Merry Christmas from Australia

Until I started spending winters away it never occurred to me that at least half the people who celebrate Christmas must do it in a weird northern-centric way, canned snow sprayed on palm trees, fur lined santa hats and flip flops. What I don’t get is why there isn’t more impetus to get together and say, ‘you know what? Let’s stop trying to pretend that OUR Santa is likely to be wearing anything other than speedos, and do our own thing.’

It would get my vote. We could have camels instead of reindeer. I certainly think I would find it more romantic to be kissed under a tropical bouquet than an evergreen sprig. I’d gain more festive cheer from receiving a greeting card featuring a beautifully coloured parrot instead of a forlorn robin redbreast. It’s not like the paraphernalia associated with a western Christmas has any spiritual link. As far as I can see, changing the status quo is up for grabs; we just need a few credible early adopters. Who’s in?

A typical Aussie BBQ

It’s just in my core programming that unless bombarded with 4 weeks of Santa based jingles, battling harassed shoppers to single-mindedly chase down the last M&S gift set, relentless grey skies and pine needles piecing my thermal socks, it’s just not going to feel like Christmas.

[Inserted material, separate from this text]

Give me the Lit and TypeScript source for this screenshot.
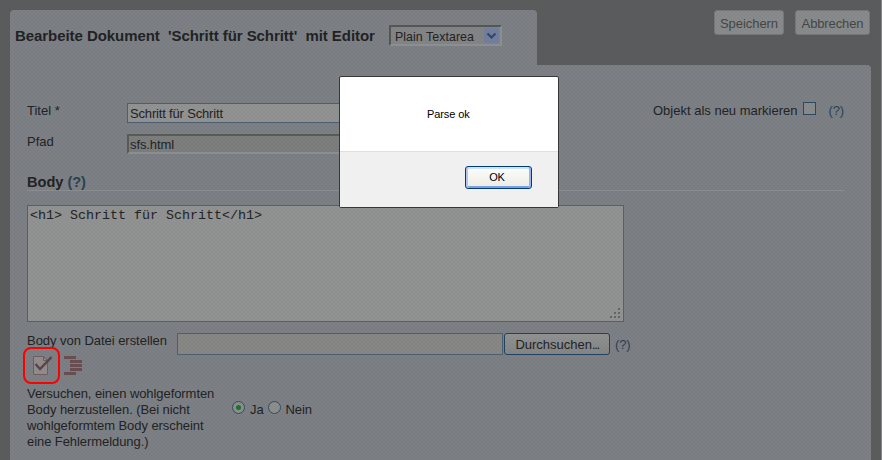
import { LitElement, html, css } from "lit";
import { customElement } from "lit/decorators.js";

@customElement("app-root")
export class AppRoot extends LitElement {
  static styles = css`
    :host { display: block; font: 13px/16px "Liberation Sans", Arial, sans-serif; color: #1f2123; }
    * { box-sizing: border-box; }
    .page { position: relative; display: flex; flex-direction: column; width: 882px; height: 460px; overflow: hidden; background: #5a5c5c; border-right: 1px solid #858788; }
    .veil { position: absolute; inset: 0; background: radial-gradient(circle, rgba(60, 72, 80, 0.07) 0.8px, transparent 1.3px) 0 0 / 4px 4px, radial-gradient(circle, rgba(60, 72, 80, 0.07) 0.8px, transparent 1.3px) 2px 2px / 4px 4px; pointer-events: none; }
    .top { display: flex; height: 55px; margin: 10px 0 0 10px; }
    .tab { width: 527px; border-radius: 4px 4px 0 0; background: #7d8084; display: flex; align-items: flex-start; padding: 15px 0 0 5px; }
    h1 { margin: 2px 0 0; width: 374px; font-size: 15px; line-height: 17px; font-weight: bold; white-space: pre; letter-spacing: -0.06px; }
    .select { width: 113px; height: 21px; border: 2px solid; border-color: #555753 #8f9191 #8f9191 #555753; background: #838586; display: flex; justify-content: space-between; padding: 1px 1px 0 4px; font-size: 12.4px; line-height: 18px; letter-spacing: 0.05px; }
    .arrow { width: 15px; height: 15px; background: #7280a0; border-radius: 2px; display: block; }
    .actions { display: flex; gap: 11px; margin-left: 177px; }
    .action { height: 25px; border: 1px solid #777979; border-radius: 3px; background: #898b8c; color: #444646; font: inherit; padding: 2px 0 0; }
    .save { width: 70px; letter-spacing: -0.05px; }
    .cancel { width: 75px; letter-spacing: -0.12px; }
    .panel { width: 861px; height: 395px; margin-left: 10px; border-radius: 0 4px 0 0; background: #7d8084; padding: 38px 27px 0 17px; }
    .row { display: flex; align-items: flex-start; }
    .label { width: 100px; }
    .field { height: 20px; width: 330px; border: 1px solid #4d6072; background: #929393; color: inherit; font: inherit; letter-spacing: -0.17px; padding: 1px 2px 0; margin: 0; border-radius: 0; }
    .path { height: 20px; border: 2px solid; border-color: #595b57 #8e9090 #8e9090 #595b57; background: #7d7f7e; padding: 1px 1px 0; letter-spacing: -0.1px; }
    .right { margin-left: 196px; display: flex; }
    .check { width: 13px; height: 13px; border: 1px solid #2c4862; background: #898b8c; margin: -1px 13px 0 5px; }
    .help { color: #2a4053; letter-spacing: -0.2px; }
    .second { margin-top: 11px; }
    h2 { margin: 19px 0 0; height: 18px; padding-top: 1px; border-bottom: 1px solid #8d8f90; font-size: 14.6px; line-height: 17px; letter-spacing: 0; }
    textarea { display: block; margin: 14px 0 0; width: 597px; height: 117px; resize: none; border: 1px solid #506375; border-radius: 0; background: #929393; color: #1f2123; padding: 2px 2px; font: 13.33px/15px "Liberation Mono", "Courier New", monospace; outline: none; }
    .area { position: relative; width: 597px; }
    .grip { position: absolute; right: 3px; bottom: 3px; }
    .filerow { margin-top: 11px; height: 22px; }
    .filelabel { width: 150px; letter-spacing: -0.04px; }
    .file { width: 326px; height: 22px; background: #888884; }
    .browse { width: 106px; height: 22px; margin: 0 5px 0 1px; padding: 2px 0 0; font: inherit; color: inherit; border: 1px solid #21425f; border-radius: 3px; background: linear-gradient(#929393, #848686); }
    .dots { letter-spacing: -1.4px; }
    .filerow .help { margin-top: 4px; }
    .icons { position: relative; z-index: 1; display: flex; height: 20px; padding-left: 5px; gap: 10px; }
    .ring { position: absolute; left: -4px; top: -8px; width: 37px; height: 37px; border: 2px solid #ff0000; border-radius: 8px; }
    .wellformed { margin-top: 11px; }
    .text { width: 205px; letter-spacing: -0.07px; }
    .radios { display: flex; margin-top: 16px; }
    .radio { width: 13px; height: 13px; border: 1px solid #314c65; border-radius: 50%; background: #8d8f8f; margin: -1px 5px 0 0; display: flex; align-items: center; justify-content: center; }
    .radio + span { margin-right: 4px; letter-spacing: -0.1px; }
    .on { width: 5px; height: 5px; border-radius: 50%; background: #1c7328; }
    .dialog { position: absolute; z-index: 2; left: 339px; top: 76px; width: 220px; height: 132px; background: #fff; border: 1px solid #363738; border-radius: 2px; color: #000; font-size: 11px; line-height: 14px; display: flex; flex-direction: column; overflow: hidden; }
    .message { height: 74px; padding: 30px 0 0 87px; letter-spacing: -0.1px; }
    .foot { flex: 1; background: #f0f0f0; border-top: 1px solid #dfdfdf; display: flex; justify-content: flex-end; align-items: flex-start; padding: 14px 26px 0 0; }
    .ok { width: 67px; height: 23px; padding: 0 3px 1px 0; font: inherit; letter-spacing: -0.3px; border: 1px solid #003c74; border-radius: 3px; background: linear-gradient(#fdfdfc, #ecebe4); box-shadow: inset 2px 0 #b0c8ef, inset -2px 0 #98b5ea, inset 0 2px #cfe2fb, inset 0 -2px #7c9ee2; }
  `;

  render() {
    return html`
      <div class="page">
        <div class="top">
          <div class="tab">
            <h1>Bearbeite Dokument  'Schritt für Schritt'  mit Editor</h1>
            <div class="select">Plain Textarea
              <svg class="arrow" viewBox="0 0 15 15"><path d="M3.5 5.5l4 4 4-4" fill="none" stroke="#354564" stroke-width="2.2"/></svg>
            </div>
          </div>
          <div class="actions">
            <button class="action save">Speichern</button>
            <button class="action cancel">Abbrechen</button>
          </div>
        </div>
        <div class="panel">
          <div class="row">
            <span class="label">Titel *</span>
            <input class="field" .value=${"Schritt für Schritt"} />
            <div class="right"><span>Objekt als neu markieren</span><span class="check"></span><span class="help">(?)</span></div>
          </div>
          <div class="row second">
            <span class="label">Pfad</span>
            <input class="field path" readonly .value=${"sfs.html"} />
          </div>
          <h2>Body <span class="help">(?)</span></h2>
          <div class="area">
            <textarea spellcheck="false" .value=${"<h1> Schritt für Schritt</h1>"}></textarea>
            <svg class="grip" width="11" height="11" fill="#646663">
              <path d="M8 0h2v2h-2zM4 4h2v2h-2zM8 4h2v2h-2zM0 8h2v2h-2zM4 8h2v2h-2zM8 8h2v2h-2z"/>
            </svg>
          </div>
          <div class="row filerow">
            <span class="filelabel">Body von Datei erstellen</span>
            <input class="field file" />
            <button class="browse">Durchsuchen<span class="dots">...</span></button>
            <span class="help">(?)</span>
          </div>
          <div class="icons">
            <svg width="20" height="20" viewBox="0 0 20 20">
              <path d="M1.500 1.500h10l4 4v14h-14z" fill="#8f8b8c" stroke="#735b5c"/>
              <path d="M11.500 1.500v4h4" fill="none" stroke="#735b5c"/>
              <path d="M3.500 9L8 14 19.500 2" fill="none" stroke="#5c4245" stroke-width="2.4"/>
            </svg>
            <svg width="20" height="20" viewBox="0 0 20 20" fill="#694e51">
              <path d="M2 1h12v3H2zM8 5h12v3H8zM8 9h12v3H8zM8 13h12v3H8zM2 17h12v3H2z"/>
            </svg>
            <div class="ring"></div>
          </div>
          <div class="row wellformed">
            <div class="text">Versuchen, einen wohlgeformten<br />Body herzustellen. (Bei nicht<br />wohlgeformtem Body erscheint<br />eine Fehlermeldung.)</div>
            <div class="radios">
              <span class="radio"><span class="on"></span></span><span>Ja</span>
              <span class="radio"></span><span>Nein</span>
            </div>
          </div>
        </div>
        <div class="veil"></div>
        <div class="dialog" role="alertdialog">
          <div class="message">Parse ok</div>
          <div class="foot"><button class="ok">OK</button></div>
        </div>
      </div>
    `;
  }
}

I expect I’ll feel a little homesick on the day, we did last year (or was it the effects of the bug we failed to shake until we left Central America?). This year we will make more effort to buy each other gifts and may even search our home exchange for decorations. We’ll ask the neighbours what Australians tend to do at Christmas and follow suit, skewering seafood and cranking up the Barbie. It will be fun and we will enjoy every second.

But it won’t be a real Christmas though, will it?